§ What is needed:
Take from the listing each line that has the string "this".

§ Data shown:
________________

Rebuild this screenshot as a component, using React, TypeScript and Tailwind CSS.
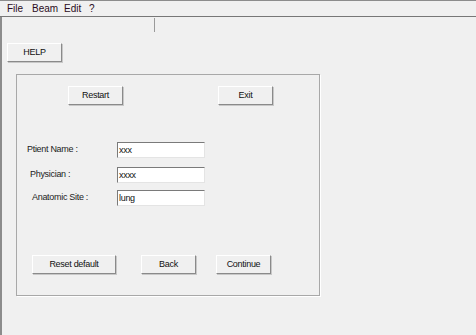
const font = { fontFamily: '"Liberation Sans", Arial, sans-serif' }

function Btn({ label, className = "" }: { label: string; className?: string }) {
    return (
        <button
            className={`h-[19px] bg-[#f0f0f0] border border-t-white border-l-white border-b-[#8a8a8a] border-r-[#8a8a8a] shadow-[1px_1px_0_#c8c8c8] text-[9px] tracking-[-0.3px] text-[#111] leading-none ${className}`}
        >
            {label}
        </button>
    )
}

function Field({ label, value, indent }: { label: string; value: string; indent: string }) {
    return (
        <div className="flex items-center h-[15px]">
            <span className={`w-[100px] text-[9px] tracking-[-0.3px] text-[#222] ${indent}`}>{label}</span>
            <div className="w-[88px] h-[16px] bg-white border border-t-[#7a7a7a] border-l-[#7a7a7a] border-b-[#e4e4e4] border-r-[#e4e4e4] text-[9px] tracking-[-0.3px] text-[#111] leading-[14px] pl-[1px]">
                {value}
            </div>
        </div>
    )
}

export default function App() {
    return (
        <div className="w-[476px] h-[335px] bg-[#f0f0f0] overflow-hidden border-t border-[#8c8c8c] flex flex-col" style={font}>
            {/* menu bar */}
            <div className="h-[16px] flex items-center pl-[7px] border-b border-[#777] text-[10px] text-[#2a0c22] shrink-0">
                <span className="w-[25px]">File</span>
                <span className="w-[32px]">Beam</span>
                <span className="w-[25px]">Edit</span>
                <span>?</span>
            </div>

            <div className="flex-1 border-l-2 border-[#8c8c8c] flex flex-col">
                {/* toolbar separator */}
                <div className="h-[21px] pl-[152px] pt-[1px] shrink-0">
                    <div className="w-[1px] h-[14px] bg-[#9a9a9a]" />
                </div>

                <div className="pl-[5px]">
                    <Btn label="HELP" className="w-[55px]" />
                </div>

                {/* group panel */}
                <div className="ml-[14px] mt-[12px] w-[304px] h-[222px] border border-[#a8a8a8] shadow-[1px_1px_0_#ffffff] flex flex-col">
                    <div className="flex pt-[11px] pl-[51px] gap-[95px]">
                        <Btn label="Restart" className="w-[55px]" />
                        <Btn label="Exit" className="w-[55px]" />
                    </div>

                    <div className="flex flex-col mt-[37px]">
                        <Field label="Ptient Name :" value="xxx" indent="pl-[10px]" />
                        <div className="h-[10px]" />
                        <Field label="Physician :" value="xxxx" indent="pl-[13px]" />
                        <div className="h-[8px]" />
                        <Field label="Anatomic Site :" value="lung" indent="pl-[15px]" />
                    </div>

                    <div className="flex pl-[15px] mt-[50px]">
                        <Btn label="Reset default" className="w-[84px]" />
                        <Btn label="Back" className="w-[55px] ml-[25px]" />
                        <Btn label="Continue" className="w-[55px] ml-[20px]" />
                    </div>
                </div>
            </div>
        </div>
    )
}
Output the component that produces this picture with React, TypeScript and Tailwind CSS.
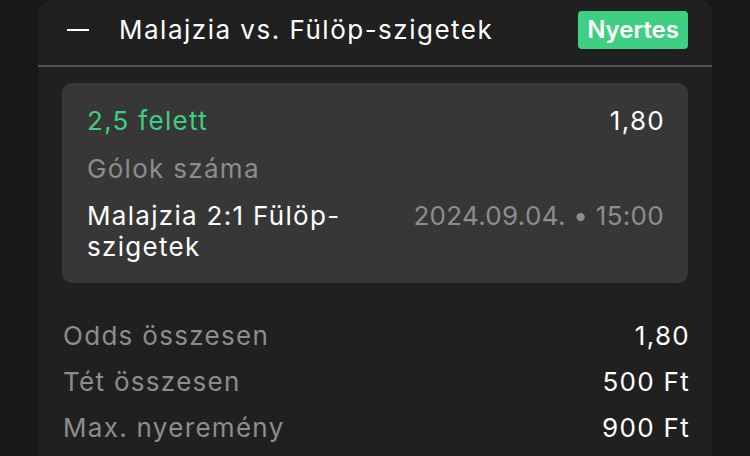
export default function App() {
  // Summary rows under the bet card
  const totals = [
    { label: "Odds összesen", value: "1,80" },
    { label: "Tét összesen", value: "500 Ft" },
    { label: "Max. nyeremény", value: "900 Ft" },
  ];

  return (
    <main
      className="h-[456px] w-[750px] overflow-hidden bg-[#18181a] px-[38px]"
      style={{ fontFamily: "Inter, 'Noto Sans', sans-serif" }}
    >
      <section className="h-full rounded-t-[14px] bg-[#202020]">
        {/* Header */}
        <div className="flex h-[65px] items-center pb-[5px] pl-[29px] pr-[24px]">
          <div className="h-[2px] w-[22px] bg-white" />
          <h1 className="ml-[30px] flex-1 text-[26px] leading-none tracking-[1.5px] text-white">
            Malajzia vs. Fülöp-szigetek
          </h1>
          <span className="flex h-[38px] items-center rounded-[4px] bg-[#3ecf82] px-[9px] text-[24px] font-semibold text-white">
            Nyertes
          </span>
        </div>
        <div className="h-[2px] bg-[#555555]" />

        {/* Bet card */}
        <div className="mx-[24px] mt-[16px] h-[200px] rounded-[10px] bg-[#373737] px-[25px] pt-[22px] text-[26px] leading-[31px] tracking-[1.3px]">
          <div className="flex justify-between">
            <span className="text-[#3ecf82]">2,5 felett</span>
            <span className="-mr-[2px] text-white">1,80</span>
          </div>
          <div className="mt-[17px] text-[#8d8d8d]">Gólok száma</div>
          <div className="mt-[16px] flex justify-between">
            <span className="w-[290px] text-white">Malajzia 2:1 Fülöp-szigetek</span>
            <span className="-mr-[1px] tracking-[0.3px] text-[#8d8d8d]">2024.09.04. • 15:00</span>
          </div>
        </div>

        {/* Totals */}
        <div className="mt-[30px] flex flex-col pl-[25px] pr-[24px] text-[26px] leading-[46px] tracking-[1.3px]">
          {totals.map((row) => (
            <div key={row.label} className="flex h-[46px] justify-between">
              <span className="text-[#8d8d8d]">{row.label}</span>
              <span className="-mr-[2px] text-white">{row.value}</span>
            </div>
          ))}
        </div>
      </section>
    </main>
  );
}
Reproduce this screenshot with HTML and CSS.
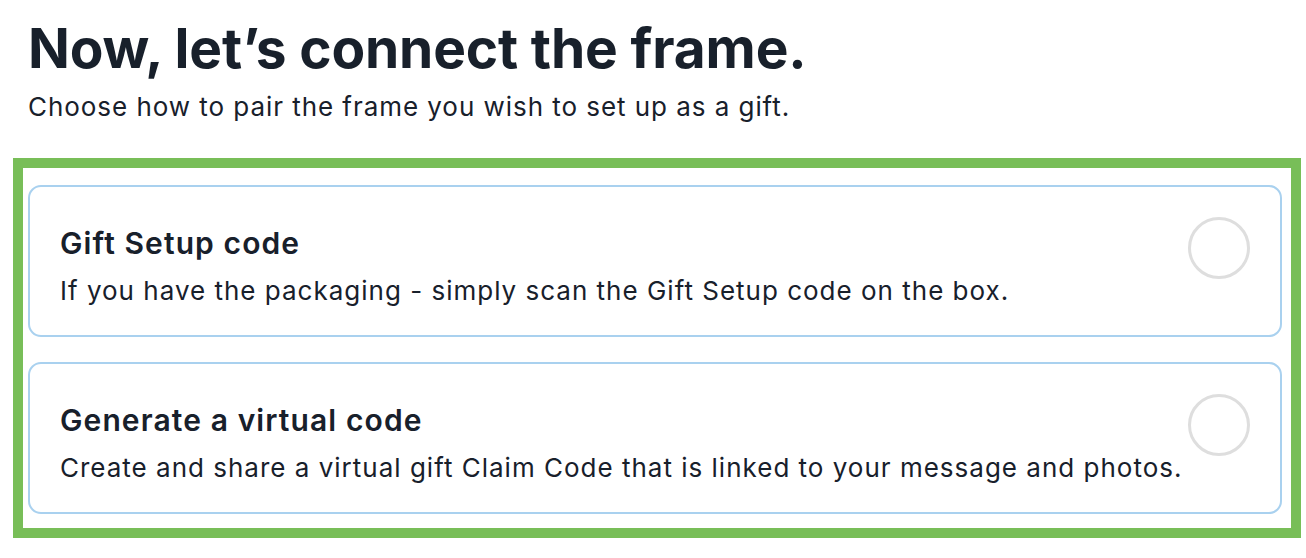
FILE: index.html
```html
<!DOCTYPE html>
<html>
<head>
<meta charset="utf-8">
<link rel="stylesheet" href="styles.css">
</head>
<body>
<div class="page">
  <h1 class="title">Now, let’s connect the frame.</h1>
  <p class="subtitle">Choose how to pair the frame you wish to set up as a gift.</p>
  <div class="highlight">
    <div class="option">
      <div class="option-text">
        <div class="option-title">Gift Setup code</div>
        <div class="option-desc">If you have the packaging - simply scan the Gift Setup code on the box.</div>
      </div>
      <div class="radio"></div>
    </div>
    <div class="option">
      <div class="option-text">
        <div class="option-title">Generate a virtual code</div>
        <div class="option-desc">Create and share a virtual gift Claim Code that is linked to your message and photos.</div>
      </div>
      <div class="radio"></div>
    </div>
  </div>
</div>
</body>
</html>
```

FILE: styles.css
```css
html, body {
  margin: 0;
  padding: 0;
  background: #ffffff;
}
body {
  font-family: Inter, "Noto Sans", "Liberation Sans", sans-serif;
  color: #18202b;
}
.page {
  padding: 0 5px 0 13px;
}
.title {
  margin: 0;
  padding: 15px 0 0 15px;
  font-size: 55px;
  font-weight: 700;
  line-height: 66px;
  letter-spacing: -0.15px;
}
.subtitle {
  margin: 0;
  padding: 8px 0 0 15px;
  font-size: 26px;
  line-height: 36px;
  font-weight: 400;
  letter-spacing: 0.95px;
}
.highlight {
  margin-top: 33px;
  border: 10px solid #78be58;
  padding: 17px 9px 14px 5px;
  display: flex;
  flex-direction: column;
  gap: 25px;
}
.option {
  border: 2px solid #a9d1ef;
  border-radius: 13px;
  height: 148px;
  display: flex;
  align-items: center;
  padding: 0 30px 0 30px;
}
.option-text {
  flex: 1;
  display: flex;
  flex-direction: column;
  gap: 14px;
  padding-top: 10px;
}
.option-title {
  font-size: 30px;
  font-weight: 600;
  line-height: 36px;
  letter-spacing: 1.1px;
}
.option-desc {
  font-size: 26px;
  line-height: 32px;
  letter-spacing: 1px;
}
.radio {
  width: 56px;
  height: 56px;
  border: 3px solid #dedede;
  border-radius: 50%;
  align-self: flex-start;
  margin-top: 30px;
}
```
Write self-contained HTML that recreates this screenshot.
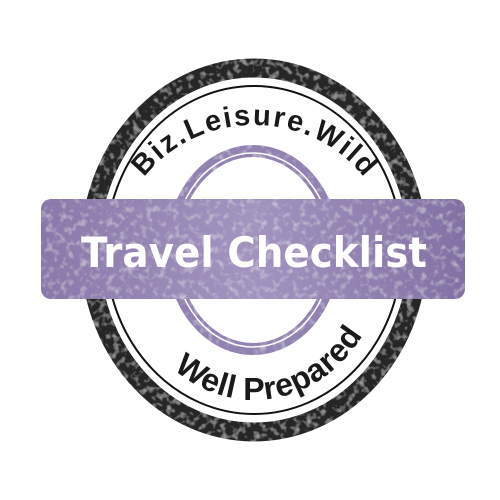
<!DOCTYPE html>
<html><head><meta charset="utf-8"><style>
html,body{margin:0;padding:0;background:#fff;width:500px;height:500px;overflow:hidden}
.c{font-family:"Liberation Sans",Arial,sans-serif;font-weight:bold;fill:#1a1a1a}
.t{font-family:"DejaVu Sans","Liberation Sans",sans-serif;font-weight:bold;fill:#fff}
</style></head><body>
<svg width="500" height="500" viewBox="0 0 500 500" xmlns="http://www.w3.org/2000/svg">
<defs>
<filter id="tex" filterUnits="userSpaceOnUse" x="0" y="0" width="500" height="500">
<feTurbulence type="fractalNoise" baseFrequency="0.15" numOctaves="2" seed="3" result="n"/>
<feColorMatrix in="n" type="matrix" values="0 0 0 0 1  0 0 0 0 1  0 0 0 0 1  0 0 0 0.9 -0.45" result="w"/>
<feComposite in="w" in2="SourceGraphic" operator="in" result="wm"/>
<feMerge><feMergeNode in="SourceGraphic"/><feMergeNode in="wm"/></feMerge>
</filter>
<linearGradient id="bg" x1="0" x2="1" y1="0" y2="0">
<stop offset="0" stop-color="#8a78aa"/><stop offset="0.5" stop-color="#a294bf"/><stop offset="1" stop-color="#8270a4"/>
</linearGradient>
<path id="top" d="M 119,250 A 135 125 0 0 1 389,250"/>
<path id="bot" d="M 122,250 A 132 150 0 0 0 386,250"/>
</defs>
<ellipse cx="254" cy="250" rx="164" ry="182" fill="none" stroke="#262626" stroke-width="19" filter="url(#tex)"/>
<ellipse cx="254" cy="250" rx="148" ry="164" fill="none" stroke="#111" stroke-width="2"/>
<ellipse cx="253" cy="250" rx="81" ry="99" fill="none" stroke="#9182b2" stroke-width="12" filter="url(#tex)"/>
<ellipse cx="253" cy="250" rx="79" ry="97" fill="none" stroke="#fff" stroke-width="1.5"/>
<text class="c" font-size="29"><textPath href="#top" startOffset="50%" text-anchor="middle" textLength="252" lengthAdjust="spacing">Biz.Leisure.Wild</textPath></text>
<text class="c" font-size="32"><textPath href="#bot" startOffset="55%" text-anchor="middle" textLength="220" lengthAdjust="spacing">Well Prepared</textPath></text>
<rect x="41" y="199" width="424" height="100" rx="10" fill="url(#bg)" filter="url(#tex)"/>
<text class="t" x="254" y="267" text-anchor="middle" font-size="42" textLength="346" lengthAdjust="spacingAndGlyphs">Travel Checklist</text>
</svg>
</body></html>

________________

§ Result of the exercise:
Rebuild this screenshot as a component, using React, TypeScript and Tailwind CSS.
Output the component that produces this picture with React, TypeScript and Tailwind CSS.
Reproduce this screenshot with HTML and CSS.
Write self-contained HTML that recreates this screenshot.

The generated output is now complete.